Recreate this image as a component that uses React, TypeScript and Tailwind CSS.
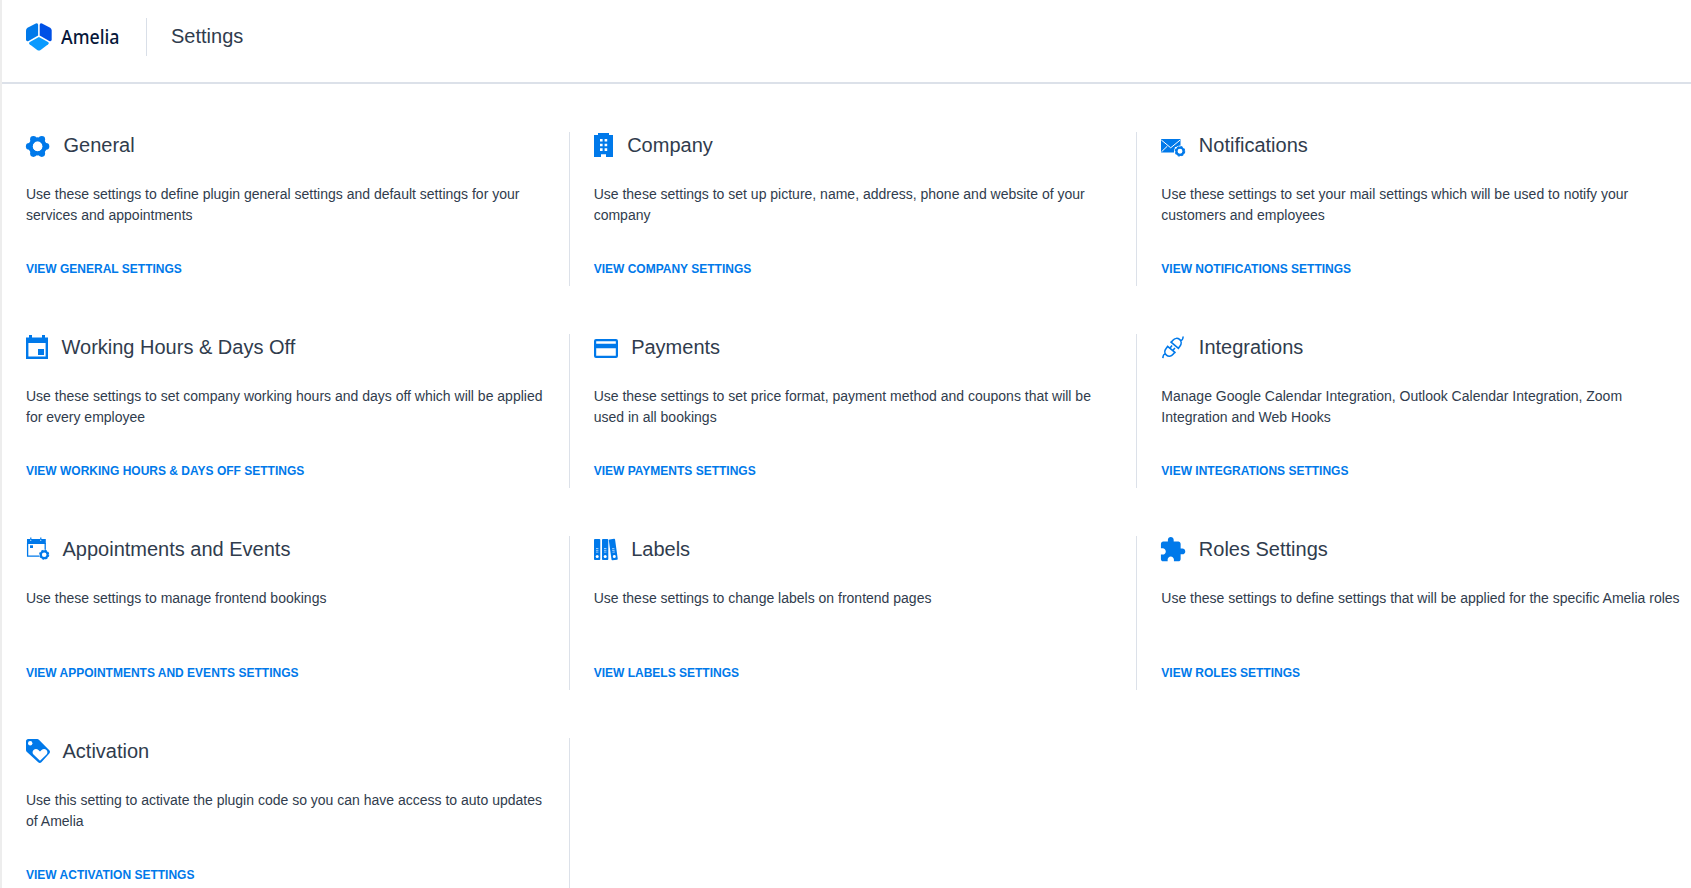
import type { ReactNode } from 'react'

/* ─── Types ─────────────────────────────────────────────────────────────── */

interface SettingsSection {
  title: string
  lines: string[]
  link: string
  icon: ReactNode
}

/* ─── Icons ─────────────────────────────────────────────────────────────── */

const BLUE = '#0079ea'

function Icon({ width, children }: { width: number; children: ReactNode }) {
  return (
    <svg width={width} height="24" viewBox={`0 0 ${width} 24`} fill={BLUE} className="shrink-0 overflow-visible">
      {children}
    </svg>
  )
}

const GearIcon = (
  <Icon width={24}>
    <circle cx="11.6" cy="13.4" r="6.9" fill="none" stroke={BLUE} strokeWidth="4.6" />
    <circle cx="20" cy="13.4" r="3.3" />
    <circle cx="15.8" cy="6.2" r="3.3" />
    <circle cx="7.4" cy="6.2" r="3.3" />
    <circle cx="3.2" cy="13.4" r="3.3" />
    <circle cx="7.4" cy="20.6" r="3.3" />
    <circle cx="15.8" cy="20.6" r="3.3" />
    <circle cx="11.6" cy="13.4" r="4.8" fill="#fff" />
  </Icon>
)

const BuildingIcon = (
  <Icon width={20}>
    <path
      fillRule="evenodd"
      d="M4 0h11v2h4v22h-7v-2.7H7V24H0V2h4zM6 6v2.6h2.6V6zM10.6 6v2.6h2.6V6zM6 10.7v2.6h2.6v-2.6zM10.6 10.7v2.6h2.6v-2.6zM6 15.3v2.6h2.6v-2.6zM10.6 15.3v2.6h2.6v-2.6z"
    />
  </Icon>
)

const MailIcon = (
  <Icon width={24}>
    <path d="M0 6h19.5v8H14l-1 5.5H0z" />
    <path d="M.3 7l9.4 7.8L19.2 7M.5 18.8l5.8-5.6" fill="none" stroke="#fff" strokeWidth="1" />
    <circle cx="19" cy="18.3" r="5.8" fill="#fff" />
    <circle cx="19" cy="18.3" r="3.6" fill="none" stroke={BLUE} strokeWidth="2.3" />
    <circle cx="19" cy="18.3" r="4.7" fill="none" stroke={BLUE} strokeWidth="1.1" strokeDasharray="2.2 1.49" />
  </Icon>
)

const CalendarIcon = (
  <Icon width={22}>
    <path
      fillRule="evenodd"
      d="M3 0h3v2.6h10V0h3v2.6h3V24H0V2.6h3zM2.4 8v13.6h17.2V8z"
    />
    <path d="M12 14h6v6h-6z" />
  </Icon>
)

const CardIcon = (
  <Icon width={24}>
    <path
      fillRule="evenodd"
      d="M2 4h20a2 2 0 0 1 2 2v15a2 2 0 0 1-2 2H2a2 2 0 0 1-2-2V6a2 2 0 0 1 2-2zM2.2 6.3v2.4h19.6V6.3zM2.2 13.3v7.4h19.6v-7.4z"
    />
  </Icon>
)

// Both halves of the connector share one cup, mirrored along the diagonal
const PlugIcon = (
  <Icon width={24}>
    <g transform="translate(12 12.3) rotate(-50)" fill="none" stroke={BLUE} strokeWidth="1.6">
      <path d="M2.7-5.6V5.6M2.7-4.6H5C8.400-4.600 10.200-2.400 10.200 0S8.400 4.600 5 4.600H2.700M9.800 1.400C11.600 3 12.600 2.400 14.800 .8" />
      <path d="M-2.700-5.600V5.600M-2.700-4.600H-5C-8.400-4.600-10.200-2.400-10.200 0S-8.400 4.600-5 4.600H-2.700M-9.800-1.400C-11.600-3-12.600-2.400-14.800-.8" />
      <path d="M-2.700-1.900H.8M-2.700 1.900H.8" />
    </g>
  </Icon>
)

const CalendarGearIcon = (
  <Icon width={23}>
    <path d="M1 2h3v2h1.400V2h8.600v2h1.400V2H19.800v5H1zM4.200 .4h1.200v3H4.200zM14.200.4h1.200v3h-1.200z" />
    <path d="M1.600 6v13.200h12.400M19.200 6v7.200" fill="none" stroke={BLUE} strokeWidth="1.300" />
    <path d="M4 8.300h3V11H4z" />
    <circle cx="18.200" cy="17.700" r="5.300" fill="#fff" />
    <circle cx="18.200" cy="17.700" r="3.400" fill="none" stroke={BLUE} strokeWidth="2.200" />
    <circle cx="18.200" cy="17.700" r="4.500" fill="none" stroke={BLUE} strokeWidth="1.100" strokeDasharray="2.100 1.430" />
  </Icon>
)

const Binder = () => (
  <>
    <rect width="6.3" height="21" rx="0.9" />
    <path d="M2 9.5h2.4M2 11.3h2.4M2 13.1h2.4" stroke="#9dcdfa" strokeWidth="1" />
    <circle cx="3.2" cy="17.6" r="1.5" fill="#fff" />
  </>
)

const BindersIcon = (
  <Icon width={24}>
    <g transform="translate(0 2)"><Binder /></g>
    <g transform="translate(8 2)"><Binder /></g>
    <g transform="translate(14.7 2.6) rotate(-8)"><Binder /></g>
  </Icon>
)

const PuzzleIcon = (
  <Icon width={24}>
    <path
      transform="translate(-2.4 -1.2) scale(1.16)"
      d="M20.5 11H19V7c0-1.1-.9-2-2-2h-4V3.5C13 2.120 11.880 1 10.500 1S8 2.120 8 3.500V5H4c-1.100 0-1.990.9-1.990 2v3.800H3.500c1.490 0 2.700 1.210 2.700 2.700s-1.210 2.700-2.700 2.700H2V20c0 1.100.9 2 2 2h3.800v-1.500c0-1.490 1.210-2.700 2.700-2.700 1.490 0 2.700 1.210 2.700 2.700V22H17c1.100 0 2-.9 2-2v-4h1.500c1.380 0 2.500-1.120 2.500-2.500S21.880 11 20.500 11z"
    />
  </Icon>
)

const LoyaltyIcon = (
  <Icon width={23}>
    <path d="M2.200 0H11.200c.7 0 1.200.2 1.700.7L23.300 11.300c.9.900.9 2.300 0 3.200L15.400 23.300c-.9.900-2.300.9-3.200 0L.7 12.700C.2 12.200 0 11.700 0 11V2.200C0 1 1 0 2.200 0z" />
    <circle cx="4.2" cy="4.2" r="2.2" fill="#fff" />
    <path
      d="M14 21.800L7.500 15.600C6.200 14.200 6.300 12.200 7.600 11C9 9.700 11.200 9.900 12.400 11.100L14 12.500L15.600 11.100C16.800 9.900 19 9.700 20.400 11C21.700 12.200 21.800 14.200 20.500 15.600z"
      fill="#fff"
    />
  </Icon>
)

/* ─── Sections ──────────────────────────────────────────────────────────── */

const SECTIONS: SettingsSection[] = [
  {
    title: 'General',
    lines: [
      'Use these settings to define plugin general settings and default settings for your',
      'services and appointments',
    ],
    link: 'View General Settings',
    icon: GearIcon,
  },
  {
    title: 'Company',
    lines: ['Use these settings to set up picture, name, address, phone and website of your', 'company'],
    link: 'View Company Settings',
    icon: BuildingIcon,
  },
  {
    title: 'Notifications',
    lines: [
      'Use these settings to set your mail settings which will be used to notify your',
      'customers and employees',
    ],
    link: 'View Notifications Settings',
    icon: MailIcon,
  },
  {
    title: 'Working Hours & Days Off',
    lines: [
      'Use these settings to set company working hours and days off which will be applied',
      'for every employee',
    ],
    link: 'View Working Hours & Days Off Settings',
    icon: CalendarIcon,
  },
  {
    title: 'Payments',
    lines: [
      'Use these settings to set price format, payment method and coupons that will be',
      'used in all bookings',
    ],
    link: 'View Payments Settings',
    icon: CardIcon,
  },
  {
    title: 'Integrations',
    lines: [
      'Manage Google Calendar Integration, Outlook Calendar Integration, Zoom',
      'Integration and Web Hooks',
    ],
    link: 'View Integrations Settings',
    icon: PlugIcon,
  },
  {
    title: 'Appointments and Events',
    lines: ['Use these settings to manage frontend bookings'],
    link: 'View Appointments and Events Settings',
    icon: CalendarGearIcon,
  },
  {
    title: 'Labels',
    lines: ['Use these settings to change labels on frontend pages'],
    link: 'View Labels Settings',
    icon: BindersIcon,
  },
  {
    title: 'Roles Settings',
    lines: ['Use these settings to define settings that will be applied for the specific Amelia roles'],
    link: 'View Roles Settings',
    icon: PuzzleIcon,
  },
  {
    title: 'Activation',
    lines: [
      'Use this setting to activate the plugin code so you can have access to auto updates',
      'of Amelia',
    ],
    link: 'View Activation Settings',
    icon: LoyaltyIcon,
  },
]

/* ─── Header ────────────────────────────────────────────────────────────── */

function Logo() {
  return (
    <div className="flex items-center">
      <svg width="26" height="28" viewBox="0 0 26 28">
        <path d="M9.800 .4Q12 -.3 12.100 1.800V12.600L2.600 18Q0 19 0 16.200V7.500Q0 5.700 1.500 4.800z" fill="#0079ea" />
        <path d="M16 .4Q13.800 -.3 13.700 1.800V12.600L23.200 18Q25.700 19 25.700 16.200V7.500Q25.700 5.700 24.200 4.800z" fill="#0050e6" />
        <path d="M12.900 14L22 18.900Q23.400 20 22.200 21.300L14.600 27Q12.900 28.200 11.200 27L3.600 21.300Q2.400 20 3.800 18.900z" fill="#0a9bff" />
      </svg>
      <span className="ml-[9px] w-[58px] origin-left scale-x-[0.89] font-['Noto_Sans','Open_Sans',sans-serif] text-[20px] leading-7 font-medium whitespace-nowrap text-[#06173a]">
        Amelia
      </span>
    </div>
  )
}

function Header() {
  return (
    <header className="flex h-21 items-start border-b-2 border-[#dce1e9] pt-[18px] pl-6">
      <div className="flex h-[38px] items-center">
        <Logo />
        <div className="ml-[27px] h-[38px] w-px bg-[#d9dfe8]" />
        <h1 className="ml-6 pb-0.5 text-[20px] leading-7 text-[#303c4d]">Settings</h1>
      </div>
    </header>
  )
}

/* ─── Settings card ─────────────────────────────────────────────────────── */

function SettingsCard({ title, lines, link, icon, last }: SettingsSection & { last: boolean }) {
  return (
    <section className={`h-[154px] pl-6 ${last ? '' : 'border-r border-[#dce1e9]'}`}>
      <div className="flex h-[52px] items-start gap-[13.5px] pt-px">
        {icon}
        <h2 className="text-[20px] leading-6 whitespace-nowrap">{title}</h2>
      </div>
      <div className="h-[75px] text-[14px] leading-[21px] whitespace-nowrap">
        {lines.map((line) => (
          <p key={line}>{line}</p>
        ))}
      </div>
      <a href="#" className="block text-[12px] leading-[21px] font-bold whitespace-nowrap text-[#0079ea] uppercase">
        {link}
      </a>
    </section>
  )
}

export default function App() {
  return (
    <div className="h-[888px] w-[1691px] overflow-hidden border-l-2 border-[#ededed] bg-white font-['Liberation_Sans',Arial,sans-serif] text-[#303c4d]">
      <Header />
      <main className="grid w-[1703px] grid-cols-3 gap-y-12 pt-12">
        {SECTIONS.map((section, i) => (
          <SettingsCard key={section.title} {...section} last={i % 3 === 2} />
        ))}
      </main>
    </div>
  )
}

# # # # # # #

> _What is expected_:
From the first line above through the line containing "const BLUE = '#0079ea'", copy everything exactly, without the pictures.

> _Written response_:
Recreate this image as a component that uses React, TypeScript and Tailwind CSS.
import type { ReactNode } from 'react'

/* ─── Types ─────────────────────────────────────────────────────────────── */

interface SettingsSection {
  title: string
  lines: string[]
  link: string
  icon: ReactNode
}

/* ─── Icons ─────────────────────────────────────────────────────────────── */

const BLUE = '#0079ea'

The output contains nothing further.